I tried my hand at this last year using KE to scale the damage, http://alesmiter.blogspot.com/2014/03/firearms-in-fantasy-campaigns-iii-damage.html – it didn't satisfy me either.

This is what I call the "pinning" problem, in that my answer depends on what I think a few of my data points need to be. If I look at GURPS, which uses SQRT(KE) effectively to determine penetration, if our .22LR is 1, a 9mm is 2.1, an M16 is 3.7, a 7.62 is 5.1, our .50 BMG is 11.4, and the 16" Naval gun is 1658. From that perspective, you could put the big guns at 1000d6 or more and be happy, but that makes our rifles about 2d10 for the M16 and 3d10 for the battle rifle. That's going to turn low and high level characters into paste a lot.

I chose to take as correct the notion that 2d12 was the game-determined place where the .50 sat, and a pistol should be about the same as a longbow.
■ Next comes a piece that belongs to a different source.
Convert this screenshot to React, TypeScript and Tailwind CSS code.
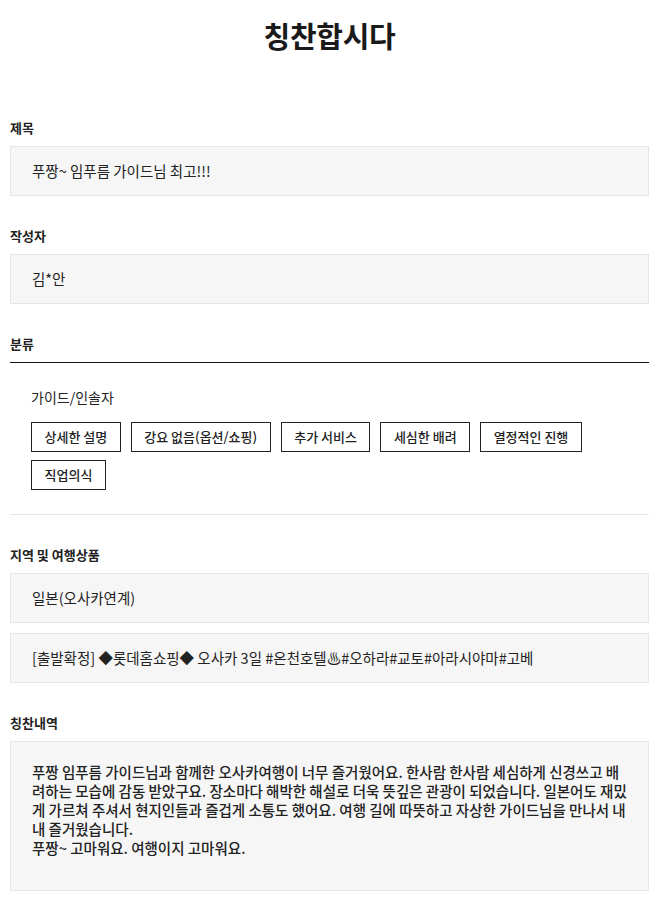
const tags = ["상세한 설명", "강요 없음(옵션/쇼핑)", "추가 서비스", "세심한 배려", "열정적인 진행", "직업의식"];

const Label = ({ children }: { children: React.ReactNode }) => (
  <h3 className="text-[13px] leading-[19px] font-bold text-[#222] mb-[9px]">{children}</h3>
);

const Field = ({ children }: { children: React.ReactNode }) => (
  <div className="bg-[#f6f6f6] border border-[#e6e6e6] h-[50px] flex items-center px-[21px] text-[14.5px] text-[#222]">
    {children}
  </div>
);

export default function App() {
  return (
    <div
      className="bg-white w-[659px] min-h-[901px] px-[10px] text-[#222]"
      style={{ fontFamily: '"Noto Sans CJK KR", "Noto Sans", sans-serif' }}
    >
      <h1 className="pt-[14px] text-center text-[29px] leading-[42px] font-bold tracking-[-0.3px] text-[#1a1a1a]">
        칭찬합시다
      </h1>

      <section className="mt-[62px]">
        <Label>제목</Label>
        <Field>푸짱~ 임푸름 가이드님 최고!!!</Field>
      </section>

      <section className="mt-[30px]">
        <Label>작성자</Label>
        <Field>김*안</Field>
      </section>

      <section className="mt-[30px]">
        <h3 className="text-[13px] leading-[19px] font-bold pb-[9px] border-b border-[#111]">분류</h3>
        <div className="px-[21px] pt-[24px] pb-[24px] border-b border-[#e5e5e5]">
          <p className="text-[14px] leading-[20px]">가이드/인솔자</p>
          <div className="mt-[15px] flex flex-wrap gap-x-[10px] gap-y-[8px]">
            {tags.map((t) => (
              <span
                key={t}
                className="h-[30px] px-[12.5px] border border-[#222] flex items-center text-[13px] font-medium"
              >
                {t}
              </span>
            ))}
          </div>
        </div>
      </section>

      <section className="mt-[30px]">
        <Label>지역 및 여행상품</Label>
        <Field>일본(오사카연계)</Field>
        <div className="mt-[10px]">
          <Field>[출발확정] ◆롯데홈쇼핑◆ 오사카 3일 #온천호텔♨#오하라#교토#아라시야마#고베</Field>
        </div>
      </section>

      <section className="mt-[30px] pb-[10px]">
        <Label>칭찬내역</Label>
        <div className="bg-[#f6f6f6] border border-[#e6e6e6] h-[150px] pl-[21px] pr-[17px] pt-[20px] text-[14.5px] leading-[19px] font-medium">
          푸짱 임푸름 가이드님과 함께한 오사카여행이 너무 즐거웠어요. 한사람 한사람 세심하게 신경쓰고 배려하는 모습에 감동 받았구요.
          장소마다 해박한 해설로 더욱 뜻깊은 관광이 되었습니다. 일본어도 재밌게 가르쳐 주셔서 현지인들과 즐겁게 소통도 했어요. 여행
          길에 따뜻하고 자상한 가이드님을 만나서 내내 즐거웠습니다.
          <br />
          푸짱~ 고마워요. 여행이지 고마워요.
        </div>
      </section>
    </div>
  );
}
That seriously compresses the upper end.

Interesting article!

I also had a go at this some years ago.

I was more interested in heavy weaponry so decided to work off armor penetration (and this also let me convert directly from GURPS (where dice x 1.27 = armor penetration in mm).

For d20 I determined average damage = 5mm x (cube root of penetration in mm of RHA)

7.62mm NATO = 8mm RHA penetration = 10 points = 2d8+1 damage

.50 BMG = 16mm of RHA penetration = 12.66 points = 2d12 damage

120mm tank gun = 600mm of RHA penetration = 12d6 damage.

With some help from various fellow Hellions ( Hans, Shawn, Kenneth) I statted up much of the NATO and Russian arsenal that way also using the same formula to assign Damage Reduction to vehicles.

It saw print as d20 Military Vehicles many years ago, and I'm still kind of fond of it.

For those of us without the calculator to do logs in base 5…am I correct in my conversion to (log(energy)/log (5))×4?

Yes, 4 x log5(KE) = 4/log10(5) * log10(KE).

Because it's all about that base, bout that base . . .

Ok so the next step…what modifications for automatic and burst fire? Making the damage be for one bullet seems a bit unreasonable. But giving a burst 3 weapon 3 times the damage seems a bit OP.

To quantify the damage from a gun I think one of the things that’s important to remember, is that the smallest pistol is fatal when it hits the right location. In your description you say you use the highest I possible without having to subtract. I would make the argument that the opposite track would make sense as well using the lowest are possible without exceeding 3 dice. Thus there is a chance that a normal human could survive from a larger caliber weapon however unlikely.

The real answer to this, even if I do say so myself, is found by using the wounds and vigor concept found in the Dragon Heresy rules (and elsewhere, but I take it farther). Joe Average will have 10 wounds, and if they get hit by a 2d12 .50-cal in a boring location, they’ll take 2-24 wounds, averaging 13. So on the average, they’re mortally wounded. If there’s a critical hit, now it’s 4d12, for 4-48 points, and on the average they’re instantly dead.

But with a non-critical hit, there’s a chance they’ll survive.